Leaving the pictures aside, transcribe every line below exactly.
-- BEGIN --
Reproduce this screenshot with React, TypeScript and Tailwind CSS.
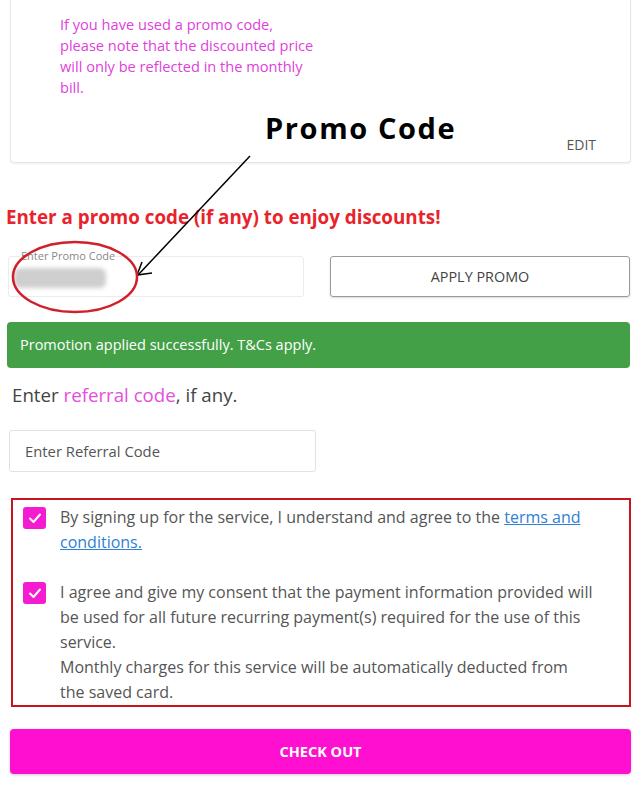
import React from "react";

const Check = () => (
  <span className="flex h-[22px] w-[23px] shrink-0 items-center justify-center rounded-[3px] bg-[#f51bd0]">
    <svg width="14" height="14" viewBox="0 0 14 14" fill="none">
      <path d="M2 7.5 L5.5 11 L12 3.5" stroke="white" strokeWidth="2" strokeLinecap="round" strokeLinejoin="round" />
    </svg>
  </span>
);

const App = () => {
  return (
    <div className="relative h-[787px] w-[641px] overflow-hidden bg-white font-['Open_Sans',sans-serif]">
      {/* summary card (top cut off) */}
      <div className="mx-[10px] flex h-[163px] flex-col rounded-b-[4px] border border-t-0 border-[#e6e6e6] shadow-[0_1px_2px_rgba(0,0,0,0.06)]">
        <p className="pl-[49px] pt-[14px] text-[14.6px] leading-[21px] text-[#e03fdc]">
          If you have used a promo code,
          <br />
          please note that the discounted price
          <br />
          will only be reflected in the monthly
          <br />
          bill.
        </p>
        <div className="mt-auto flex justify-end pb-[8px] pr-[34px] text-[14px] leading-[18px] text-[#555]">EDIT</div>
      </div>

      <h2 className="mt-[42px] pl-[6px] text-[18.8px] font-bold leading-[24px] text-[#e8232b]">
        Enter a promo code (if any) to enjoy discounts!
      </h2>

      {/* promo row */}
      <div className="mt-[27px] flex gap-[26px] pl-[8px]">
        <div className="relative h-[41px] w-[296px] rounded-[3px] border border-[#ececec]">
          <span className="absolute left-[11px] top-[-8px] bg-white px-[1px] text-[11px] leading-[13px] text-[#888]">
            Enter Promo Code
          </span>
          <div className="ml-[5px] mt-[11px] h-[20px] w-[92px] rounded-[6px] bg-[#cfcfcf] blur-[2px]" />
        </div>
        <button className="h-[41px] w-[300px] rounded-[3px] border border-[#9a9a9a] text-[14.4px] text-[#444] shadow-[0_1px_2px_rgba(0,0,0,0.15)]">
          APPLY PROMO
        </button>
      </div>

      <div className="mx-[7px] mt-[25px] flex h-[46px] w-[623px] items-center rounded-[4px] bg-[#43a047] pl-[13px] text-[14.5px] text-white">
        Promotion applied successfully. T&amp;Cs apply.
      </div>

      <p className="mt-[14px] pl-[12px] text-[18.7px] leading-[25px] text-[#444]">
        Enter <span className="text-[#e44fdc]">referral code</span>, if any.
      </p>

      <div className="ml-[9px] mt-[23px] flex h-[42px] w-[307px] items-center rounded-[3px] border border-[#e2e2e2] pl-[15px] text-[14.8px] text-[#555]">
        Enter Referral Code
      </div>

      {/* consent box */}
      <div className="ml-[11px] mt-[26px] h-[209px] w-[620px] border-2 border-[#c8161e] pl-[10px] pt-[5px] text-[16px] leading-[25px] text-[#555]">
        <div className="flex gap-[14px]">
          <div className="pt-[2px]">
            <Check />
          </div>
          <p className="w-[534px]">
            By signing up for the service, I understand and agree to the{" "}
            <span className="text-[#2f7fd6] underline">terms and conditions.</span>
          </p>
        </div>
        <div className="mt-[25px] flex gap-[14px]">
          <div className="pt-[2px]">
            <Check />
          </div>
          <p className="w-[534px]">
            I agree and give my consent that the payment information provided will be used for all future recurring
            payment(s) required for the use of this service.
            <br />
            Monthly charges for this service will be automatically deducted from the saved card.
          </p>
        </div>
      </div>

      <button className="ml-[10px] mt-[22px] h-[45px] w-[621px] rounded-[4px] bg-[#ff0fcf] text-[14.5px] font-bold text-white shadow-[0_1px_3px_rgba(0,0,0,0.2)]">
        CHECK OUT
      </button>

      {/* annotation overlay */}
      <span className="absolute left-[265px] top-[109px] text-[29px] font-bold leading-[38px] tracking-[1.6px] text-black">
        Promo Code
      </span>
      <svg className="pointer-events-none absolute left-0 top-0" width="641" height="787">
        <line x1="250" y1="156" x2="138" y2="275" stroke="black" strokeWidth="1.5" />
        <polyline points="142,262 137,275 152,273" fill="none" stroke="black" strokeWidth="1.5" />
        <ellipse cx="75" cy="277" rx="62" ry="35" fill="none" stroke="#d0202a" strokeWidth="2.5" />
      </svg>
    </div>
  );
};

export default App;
-- END --
REPLY>
Reproduce this screenshot with React, TypeScript and Tailwind CSS.
import React from "react";

const Check = () => (
  <span className="flex h-[22px] w-[23px] shrink-0 items-center justify-center rounded-[3px] bg-[#f51bd0]">
    <svg width="14" height="14" viewBox="0 0 14 14" fill="none">
      <path d="M2 7.5 L5.5 11 L12 3.5" stroke="white" strokeWidth="2" strokeLinecap="round" strokeLinejoin="round" />
    </svg>
  </span>
);

const App = () => {
  return (
    <div className="relative h-[787px] w-[641px] overflow-hidden bg-white font-['Open_Sans',sans-serif]">
      {/* summary card (top cut off) */}
      <div className="mx-[10px] flex h-[163px] flex-col rounded-b-[4px] border border-t-0 border-[#e6e6e6] shadow-[0_1px_2px_rgba(0,0,0,0.06)]">
        <p className="pl-[49px] pt-[14px] text-[14.6px] leading-[21px] text-[#e03fdc]">
          If you have used a promo code,
          <br />
          please note that the discounted price
          <br />
          will only be reflected in the monthly
          <br />
          bill.
        </p>
        <div className="mt-auto flex justify-end pb-[8px] pr-[34px] text-[14px] leading-[18px] text-[#555]">EDIT</div>
      </div>

      <h2 className="mt-[42px] pl-[6px] text-[18.8px] font-bold leading-[24px] text-[#e8232b]">
        Enter a promo code (if any) to enjoy discounts!
      </h2>

      {/* promo row */}
      <div className="mt-[27px] flex gap-[26px] pl-[8px]">
        <div className="relative h-[41px] w-[296px] rounded-[3px] border border-[#ececec]">
          <span className="absolute left-[11px] top-[-8px] bg-white px-[1px] text-[11px] leading-[13px] text-[#888]">
            Enter Promo Code
          </span>
          <div className="ml-[5px] mt-[11px] h-[20px] w-[92px] rounded-[6px] bg-[#cfcfcf] blur-[2px]" />
        </div>
        <button className="h-[41px] w-[300px] rounded-[3px] border border-[#9a9a9a] text-[14.4px] text-[#444] shadow-[0_1px_2px_rgba(0,0,0,0.15)]">
          APPLY PROMO
        </button>
      </div>

      <div className="mx-[7px] mt-[25px] flex h-[46px] w-[623px] items-center rounded-[4px] bg-[#43a047] pl-[13px] text-[14.5px] text-white">
        Promotion applied successfully. T&amp;Cs apply.
      </div>

      <p className="mt-[14px] pl-[12px] text-[18.7px] leading-[25px] text-[#444]">
        Enter <span className="text-[#e44fdc]">referral code</span>, if any.
      </p>

      <div className="ml-[9px] mt-[23px] flex h-[42px] w-[307px] items-center rounded-[3px] border border-[#e2e2e2] pl-[15px] text-[14.8px] text-[#555]">
        Enter Referral Code
      </div>

      {/* consent box */}
      <div className="ml-[11px] mt-[26px] h-[209px] w-[620px] border-2 border-[#c8161e] pl-[10px] pt-[5px] text-[16px] leading-[25px] text-[#555]">
        <div className="flex gap-[14px]">
          <div className="pt-[2px]">
            <Check />
          </div>
          <p className="w-[534px]">
            By signing up for the service, I understand and agree to the{" "}
            <span className="text-[#2f7fd6] underline">terms and conditions.</span>
          </p>
        </div>
        <div className="mt-[25px] flex gap-[14px]">
          <div className="pt-[2px]">
            <Check />
          </div>
          <p className="w-[534px]">
            I agree and give my consent that the payment information provided will be used for all future recurring
            payment(s) required for the use of this service.
            <br />
            Monthly charges for this service will be automatically deducted from the saved card.
          </p>
        </div>
      </div>

      <button className="ml-[10px] mt-[22px] h-[45px] w-[621px] rounded-[4px] bg-[#ff0fcf] text-[14.5px] font-bold text-white shadow-[0_1px_3px_rgba(0,0,0,0.2)]">
        CHECK OUT
      </button>

      {/* annotation overlay */}
      <span className="absolute left-[265px] top-[109px] text-[29px] font-bold leading-[38px] tracking-[1.6px] text-black">
        Promo Code
      </span>
      <svg className="pointer-events-none absolute left-0 top-0" width="641" height="787">
        <line x1="250" y1="156" x2="138" y2="275" stroke="black" strokeWidth="1.5" />
        <polyline points="142,262 137,275 152,273" fill="none" stroke="black" strokeWidth="1.5" />
        <ellipse cx="75" cy="277" rx="62" ry="35" fill="none" stroke="#d0202a" strokeWidth="2.5" />
      </svg>
    </div>
  );
};

export default App;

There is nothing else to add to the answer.